Once putting both photos on a neutral device and equal playing field, just the opposite seemed to occur: the iPhone 6 edged the S5 in many cases because of deeper colors with more contrast. I was absolutely shocked, because I was fully prepared to write this article about the S5 demolishing the iPhone 6 camera… but that’s not the case.
On the other hand, this says a lot about the Galaxy S5 display. Simply put: it’s amazing. But that’s another story. The Galaxy S5 and iPhone 6 take different approaches to handling less-than-optimal lighting conditions and neither is perfect. There is no clear cut winner
As is the case with many flagship smartphone comparisons, you could easily make the argument for either the Galaxy S5 or the iPhone 6 as having the better camera. There are some clear differences, advantages, and flaws of each, but all things considered the Galaxy S5 has more points in it’s favor.

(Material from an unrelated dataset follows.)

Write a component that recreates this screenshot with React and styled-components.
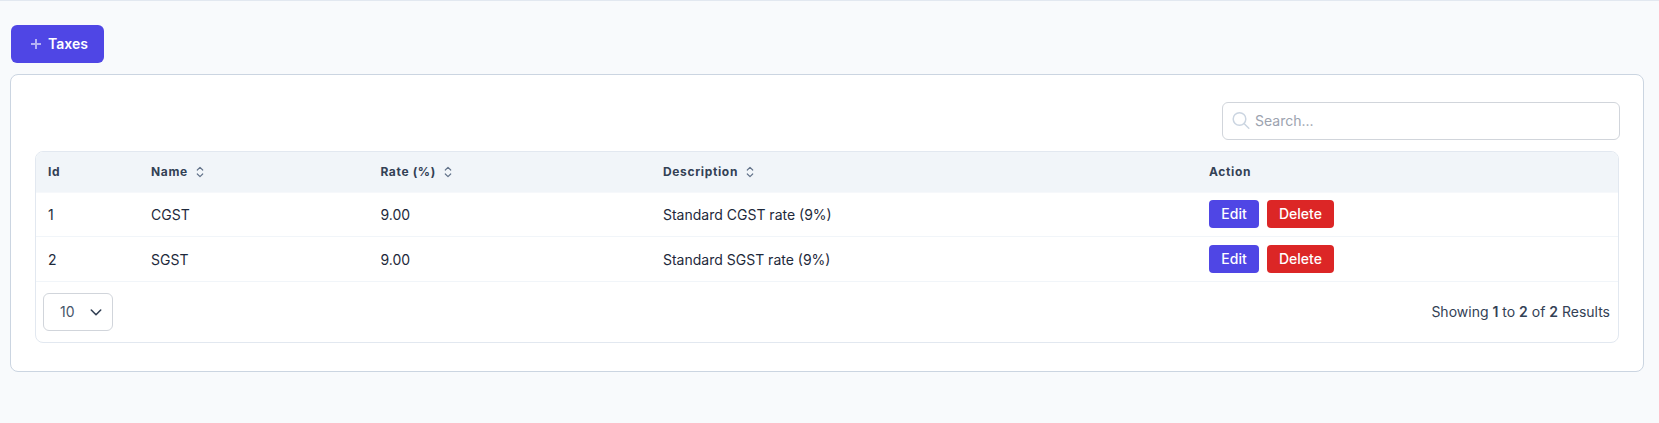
import React from 'react';
import styled, { createGlobalStyle, css } from 'styled-components';

const Global = createGlobalStyle`
  *, *::before, *::after { box-sizing: border-box; }
  body {
    margin: 0;
    background: #f8fafc;
    color: #1e293b;
    font-family: Inter, "Liberation Sans", sans-serif;
    font-size: 14px;
    line-height: 20px;
  }
  button, input { font: inherit; }
`;

const Page = styled.main`
  min-height: 423px;
  padding: 24px 15px 0 10px;
  border-top: 1px solid #e2e8f0;
`;

const AddButton = styled.button`
  display: flex;
  align-items: center;
  gap: 7px;
  width: 93px;
  height: 38px;
  margin: 0 0 11px 1px;
  padding: 0 0 0 20px;
  border: 0;
  border-radius: 6px;
  background: #4f46e5;
  color: #fff;
  font-weight: 570;
`;

const Card = styled.section`
  height: 298px;
  padding: 27px 23px 0 24px;
  border: 1px solid #cbd5e1;
  border-radius: 8px;
  background: #fff;
`;

const Toolbar = styled.div`
  display: flex;
  justify-content: flex-end;
`;

const SearchBox = styled.label`
  display: flex;
  align-items: center;
  gap: 4px;
  width: 398px;
  height: 38px;
  padding: 0 9px 0 8px;
  border: 1px solid #d1d5db;
  border-radius: 6px;
  color: #cbd5e1;
`;

const SearchInput = styled.input`
  flex: 1;
  padding: 0;
  border: 0;
  outline: 0;
  background: transparent;
  &::placeholder { color: #9ca3af; opacity: 1; }
`;

const Panel = styled.div`
  height: 192px;
  margin: 11px 1px 0 0;
  border: 1px solid #e2e8f0;
  border-radius: 8px;
  overflow: hidden;
`;

const grid = css`
  display: grid;
  grid-template-columns: 103px 229.4px 282.6px 546px 1fr;
  align-items: center;
  & > * { padding-left: 12px; }
`;

const HeadRow = styled.div`
  ${grid}
  height: 40px;
  background: #f1f5f9;
  box-shadow: 0 1px #f6f8fb;
  color: #334155;
  font-size: 12px;
  line-height: 16px;
  font-weight: 750;
  letter-spacing: 0.65px;
`;

const HeadCell = styled.div`
  display: flex;
  align-items: center;
  gap: 7px;
`;

const Row = styled.div`
  ${grid}
  height: 45px;
  border-bottom: 1px solid #f1f5f9;
`;

const Cell = styled.div`
  padding-top: 2px;
`;

const Actions = styled.div`
  display: flex;
  gap: 8px;
`;

const ActionButton = styled.button`
  width: ${(p) => (p.$danger ? 67 : 50)}px;
  height: 28px;
  padding: 0;
  border: 0;
  border-radius: 4px;
  background: ${(p) => (p.$danger ? '#dc2626' : '#4f46e5')};
  color: #fff;
  font-weight: 550;
`;

const Footer = styled.div`
  display: flex;
  align-items: center;
  justify-content: space-between;
  height: 60px;
  padding: 0 8px 0 7px;
  color: #334155;
`;

const PageSize = styled.button`
  display: flex;
  align-items: center;
  justify-content: space-between;
  width: 70px;
  height: 38px;
  padding: 0 10px 0 16px;
  border: 1px solid #d1d5db;
  border-radius: 6px;
  background: #fff;
  color: #475569;
`;

const Strong = styled.span`
  font-weight: 600;
`;

const PlusIcon = () => (
  <svg width="10" height="10" viewBox="0 0 10 10" fill="none" stroke="#fff" strokeOpacity="0.58" strokeWidth="2">
    <path d="M0 5H10M5 0V4M5 6V10" />
  </svg>
);

const SearchIcon = () => (
  <svg width="20" height="20" viewBox="0 0 20 20" fill="none" stroke="currentColor" strokeWidth="1.5" strokeLinecap="round">
    <circle cx="8.5" cy="8" r="6.3" />
    <path d="M13 12.5l4.8 4.8" />
  </svg>
);

const SortIcon = () => (
  <svg width="10" height="12" viewBox="0 0 10 12" fill="none" stroke="#64748b" strokeWidth="1.2" strokeLinecap="round" strokeLinejoin="round">
    <path d="M2.3 4L5 1.3 7.7 4M2.3 8L5 10.7 7.7 8" />
  </svg>
);

const ChevronIcon = () => (
  <svg width="12" height="12" viewBox="0 0 12 12" fill="none" stroke="#334155" strokeWidth="1.6" strokeLinecap="round" strokeLinejoin="round">
    <path d="M1.3 4l4.7 4.7L10.7 4" />
  </svg>
);

const columns = [
  { label: 'Id' },
  { label: 'Name', sortable: true },
  { label: 'Rate (%)', sortable: true },
  { label: 'Description', sortable: true },
  { label: 'Action' },
];

const taxes = [
  { id: 1, name: 'CGST', rate: '9.00', description: 'Standard CGST rate (9%)' },
  { id: 2, name: 'SGST', rate: '9.00', description: 'Standard SGST rate (9%)' },
];

export default function App() {
  return (
    <>
      <Global />
      <Page>
        <AddButton><PlusIcon />Taxes</AddButton>
        <Card>
          <Toolbar>
            <SearchBox><SearchIcon /><SearchInput placeholder="Search..." /></SearchBox>
          </Toolbar>
          <Panel>
            <HeadRow>
              {columns.map((c) => (
                <HeadCell key={c.label}>{c.label}{c.sortable && <SortIcon />}</HeadCell>
              ))}
            </HeadRow>
            {taxes.map((t) => (
              <Row key={t.id}>
                <Cell>{t.id}</Cell>
                <Cell>{t.name}</Cell>
                <Cell>{t.rate}</Cell>
                <Cell>{t.description}</Cell>
                <Actions>
                  <ActionButton>Edit</ActionButton>
                  <ActionButton $danger>Delete</ActionButton>
                </Actions>
              </Row>
            ))}
            <Footer>
              <PageSize>10<ChevronIcon /></PageSize>
              <div>Showing <Strong>1</Strong> to <Strong>2</Strong> of <Strong>2</Strong> Results</div>
            </Footer>
          </Panel>
        </Card>
      </Page>
    </>
  );
}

The iPhone 6 does take more consistently well colored photos, but the advantage is marginal. Meanwhile, the Galaxy S5 is superior in low light, crushes with zoom, and is exponentially better at capturing rich audio. Unless your heart is determined to have the better selfie at every waking moment, I’d recommend the Galaxy S5 as the better smartphone camera for its versatility and feature set… but the iPhone 6 isn’t far behind.
These are still two of the best smartphone cameras on the market, but serious photo lovers who anticipate wanting a great camera for trips and personal projects will still want to buy a dedicated point and shoot camera or DSLR.